- Artist: Brose Partington
- Year: 2004
- Type: Steel
- Dimensions: 270 cm × 61 cm × 240 cm (9 ft × 2 ft × 8 ft)
- Location: Indianapolis, Indiana, United States; 39°46.289′N 86°10.367′W﻿ / ﻿39.771483°N 86.172783°W;
- Owner: Indiana University-Purdue University Indianapolis

= Entangled (Partington) =

Entangled, 2004, is an abstract sculpture created by Indiana-based artist Brose Partington (American b. 1979). The sculpture is located on the Indiana University-Purdue University Indianapolis (IUPUI) campus at the Herron School of Art and Design, 735 W. New York Street in Indianapolis, Indiana, in the United States. It was given to Herron by Ezra Freidlander and Linda H. Freidlander in 2005.

==Description==
Entangled is an abstract sculpture consisting of eight unique elements bolted together to create an enclosed form. The powder coated steel sculpture measures 108” x 88” x 98” and is constructed from rolled steel tubes and fabricated steel circles. The base of the sculpture is mounted on a 16' diameter concrete pad in the Herron Sculpture Garden. The curved support structure at the base of the sculpture references the shape of a bird's nest as it encloses and supports the sculptural elements.

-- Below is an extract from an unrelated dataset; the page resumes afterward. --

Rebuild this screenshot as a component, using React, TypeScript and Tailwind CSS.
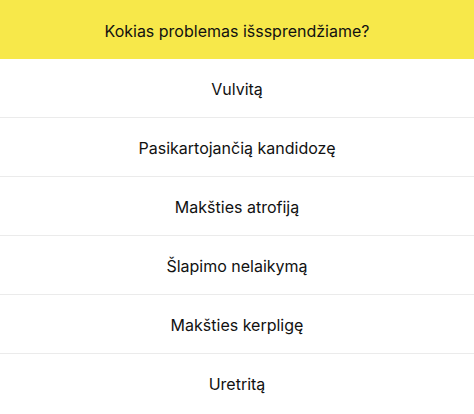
export default function App() {
  const items = [
    "Vulvitą",
    "Pasikartojančią kandidozę",
    "Makšties atrofiją",
    "Šlapimo nelaikymą",
    "Makšties kerpligę",
    "Uretritą",
  ];
  return (
    <div className="w-[474px] h-[414px] bg-white flex flex-col" style={{ fontFamily: "Inter, 'Noto Sans', sans-serif" }}>
      <div className="h-[59px] bg-[#f7e84a] flex items-center justify-center text-[16px] text-[#111] pt-[2px]">
        Kokias problemas išssprendžiame?
      </div>
      {items.map((t, i) => (
        <div
          key={t}
          className={
            i < items.length - 1
              ? "h-[59px] flex items-center justify-center border-b border-[#ebebeb] text-[16px] text-[#111] pt-[1px]"
              : "h-[59px] flex items-center justify-center text-[16px] text-[#111] pt-[1px]"
          }
        >
          {t}
        </div>
      ))}
    </div>
  );
}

The Freidlander donors contributed to the funding for a sculpture competition open to upper level Herron students. Partington's maquette of Entangled won the competition. The sculpture was located on their private property from 2004 to 2008. It was moved to its current location on the IUPUI campus in 2008.

==Artist statement==
“I'm currently building structures as parallels to patterns of natural occurrences. My work examines the subtle movements around us, and the patterns those movements create. I am trying to compare the cyclical patterns found in nature with manufactured objects, environments, and modes of transportation." ~Brose Partington, 2009

Partington's father owned a clock repair shop in Indianapolis during his childhood. The clocks, gears, and mechanisms of his father's shop influence his sculptures today. Most of his current work is kinetic with references to the patterns of nature. Tides, a work shown internationally, is an example of the relationship between nature and machine found throughout Partington's installations.

== Documentation ==
A Museum Studies course at IUPUI recently undertook the project of researching and reporting on the condition of 40 outdoor sculptures on the university campus. Entangled was included in this movement. This documentation was influenced by the successful Save Outdoor Sculpture! 1989 campaign organized by Heritage Preservation: The National Institute of Conservation partnered with the Smithsonian Institution, specifically the Smithsonian American Art Museum. Throughout the 1990s, over 7,000 volunteers nationwide have cataloged and assessed the condition of over 30,000 publicly accessible statues, monuments, and sculptures installed as outdoor public art across the United States.